К жене-то больших претензий нет. Сына вырастила, меня, по словам тёщи, «доглядала», как у них говорят в станице. Может, раздражение её постоянное было из-за моей отстранённости. Не посвящал в свои дела, мысли, не создавал иллюзий сопричастности к жизненному успеху. Чёрт их поймёт.
Навалилось состояние, которое Антон Павлович Чехов устами своего персонажа называл «ненужные чувства». Давно их не было, думал уже совсем ушли. Раньше возникали, если вспоминал, как травили в школе тихого неповоротливого парня по фамилии Колесников и по кличке Пентюх. Я вёл себя вдвойне гадко, потому что сам находился в группе риска. И, вместо солидарности, пользовался подлой мыслишкой: «Лишь бы не меня травили». А заправляли, как водится, крепкие уличные ребята, которые пили, курили, хулиганили, трахали девчонок, которых к ним почему-то тянуло.
Я даже разыскал этого парня в «Одноклассниках», написал сообщение: «Как ты, что ты?». Он не ответил, но из профиля было видно, что жизнь удалась. В Москве, хорошо упакован. Жизнь всё расставила по своим местам. А девчачьи кумиры растворились. Кто спился, кого убили в лихие девяностые. Я понял, та травля была нам на пользу. Мы могли реализоваться только в учёбе, а потом, соответственно, и в жизни. Вспомнил Бабака, который после визита ко мне оказался в больнице с циррозом, и заявил навестившим собратьям: «Конец фильма». Но он сам отснял свой фильм с крайне неудачной концовкой, сам за него в ответе. Как и каждый из нас.
Чеховский персонаж гасил «ненужные чувства» водочкой. И мечтой о будущем, когда в людях всё будет прекрасно, и они станут счастливыми. Знал бы Антон Павлович, как они измельчают и испоганятся. Улучшения в будущем – иллюзии. Не раба из себя надо по капле выдавливать, а Чехова. Пусть тварь я дрожащая, но право имею. И проект будущего у меня есть. И ненужные чувства эти в последний раз. И конец фильма будет великолепным.

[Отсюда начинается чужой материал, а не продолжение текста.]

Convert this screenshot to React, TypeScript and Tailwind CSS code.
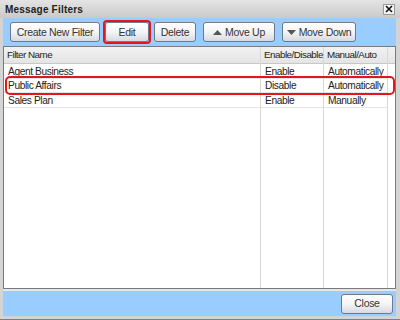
import { ReactNode } from "react";

const font = "font-['Liberation_Sans',Arial,sans-serif]";

const Btn = ({ children, w }: { children: ReactNode; w: string }) => (
  <button
    className={`${w} h-[20px] shrink-0 flex items-center justify-center gap-[3px] rounded-[3px] border border-[#6d7a8c] bg-gradient-to-b from-white via-[#f4f4f6] to-[#d8dae0] text-[10.5px] tracking-[-0.3px] text-[#333] leading-none`}
  >
    {children}
  </button>
);

const rows = [
  { name: "Agent Business", state: "Enable", mode: "Automatically" },
  { name: "Public Affairs", state: "Disable", mode: "Automatically" },
  { name: "Sales Plan", state: "Enable", mode: "Manually" },
];

const Column = ({ title, w, cells }: { title: string; w: string; cells: string[] }) => (
  <div className={`${w} shrink-0 flex flex-col border-r border-[#d8d8d8]`}>
    <div className="h-[17px] flex items-center px-[3px] bg-gradient-to-b from-[#f2f2f2] to-[#e4e4e4] border-b border-[#c8c8c8] text-[#222] text-[9.8px] tracking-[-0.5px] whitespace-nowrap">
      {title}
    </div>
    {cells.map((c, i) => (
      <div key={i} className="h-[14.5px] flex items-center pt-[1px] px-[4px] border-b border-[#e4e4ea] text-[#222] whitespace-nowrap">
        {c}
      </div>
    ))}
  </div>
);

export default function App() {
  return (
    <div className={`w-[400px] h-[320px] flex flex-col bg-[#d4d4d4] border-b border-[#808080] ${font} text-[10.2px] tracking-[-0.4px]`}>
      <div className="h-[18px] flex items-center justify-between pl-[5px] pr-[5px] bg-gradient-to-b from-[#e4e4e4] to-[#c9c9c9]">
        <span className="font-bold text-[10px] tracking-[0.2px] text-[#222]">Message Filters</span>
        <button className="w-[12px] h-[11px] flex items-center justify-center border border-[#9a9a9a] bg-[#f4f4f4]">
          <svg width="8" height="8" viewBox="0 0 8 8">
            <path d="M1 1L7 7M7 1L1 7" stroke="#111" strokeWidth="1.6" />
          </svg>
        </button>
      </div>
      <div className="flex-1 ml-[3px] mr-[4px] mb-[3px] flex flex-col">
        <div className="h-[28px] bg-[#99ccff] flex items-center pl-[7px]">
          <Btn w="w-[90px]">Create New Filter</Btn>
          <div className="ml-[3px] rounded-[4px] border-2 border-[#e8141c]">
            <Btn w="w-[44px]">Edit</Btn>
          </div>
          <div className="ml-[3px]">
            <Btn w="w-[42px]">Delete</Btn>
          </div>
          <div className="ml-[7px]">
            <Btn w="w-[72px]">
              <svg width="9" height="5" viewBox="0 0 9 5">
                <path d="M0 5L4.5 0L9 5Z" fill="#555" />
              </svg>
              Move Up
            </Btn>
          </div>
          <div className="ml-[7px]">
            <Btn w="w-[74px]">
              <svg width="9" height="5" viewBox="0 0 9 5">
                <path d="M0 0L9 0L4.5 5Z" fill="#555" />
              </svg>
              Move Down
            </Btn>
          </div>
        </div>
        <div className="relative flex-1 flex bg-white border border-[#7a7a7a] overflow-hidden">
          <Column title="Filter Name" w="w-[257px]" cells={rows.map((r) => r.name)} />
          <Column title="Enable/Disable" w="w-[63px]" cells={rows.map((r) => r.state)} />
          <Column title="Manual/Auto" w="w-[64px]" cells={rows.map((r) => r.mode)} />
          <div className="flex-1 flex flex-col">
            <div className="h-[17px] bg-gradient-to-b from-[#f2f2f2] to-[#e4e4e4] border-b border-[#c8c8c8]" />
          </div>
          <div className="absolute left-[1px] top-[29px] w-[390px] h-[19px] rounded-[5px] border-2 border-[#e8141c]" />
        </div>
        <div className="h-[2px] bg-[#e6e6e6]" />
        <div className="h-[25px] bg-[#99ccff] flex items-center justify-end pr-[3px]">
          <Btn w="w-[52px]">Close</Btn>
        </div>
      </div>
    </div>
  );
}
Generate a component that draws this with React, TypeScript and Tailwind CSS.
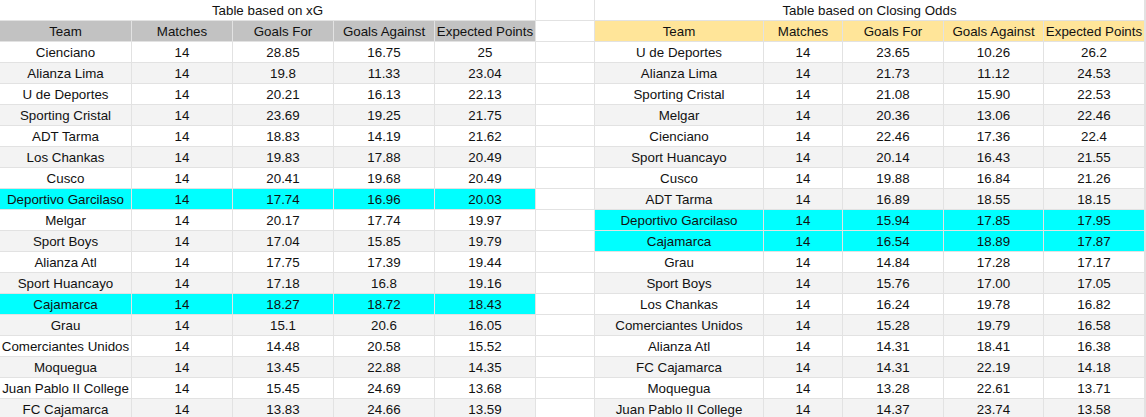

Содом утраченный и обретенный
Арифметика. Больше всего войн разразилось из-за Библии. А если добавить Коран и прочие святые книги! А если учесть жертвы и войны для тысяч и тысяч богов, не удостоенных оправдательных документов! То станет очевидно: главное преступление на планете совершается во имя придуманных истуканов. Потому что, если бог и есть, тот, который подсказывал стихи Пушкину и изобретения Тесле, мы никогда о нём не узнаем. Иначе это просто не бог. Как можно было считать таковым мелочного, развратного Зевса, убивающего всех подряд, начиная с собственного папаши. Или торгующееся с Авраамом и не способное управлять созданным им человечеством, иначе как его регулярным уничтожением, иудео-христианско-мусульманское чудище.
Но чтобы люди тысячелетиями не видели очевидного, прописанного и проговоренного миллионы раз – нужен страх. Нужна запретная зона, куда нельзя ходить, потому что именно там настоящая нормальная жизнь для всех. Страшный Содом, который до сих пор так и не могут раскопать, хотя и не раз сообщали о том, что нашли. Его веками проклинают за мужеложство обитатели монастырей, которые сами погрязли не только в нём, но и в массовой педофилии. При этом, несмотря на все инквизиции, терроры и клевету, нормальная жизнь постоянно возникает. Её снова гнобят и гробят жрецы разных мастей, философы, творцы, политиканствующие демагоги, психологи и коучи, сами нуждающиеся в психлечении. Вся цивилизация – это борьба за общую нормальную жизнь с гадким меньшинством, которое создаёт её только для себя, путём обманов, манипуляций и уничтожения людей во имя выдуманного высшего блага.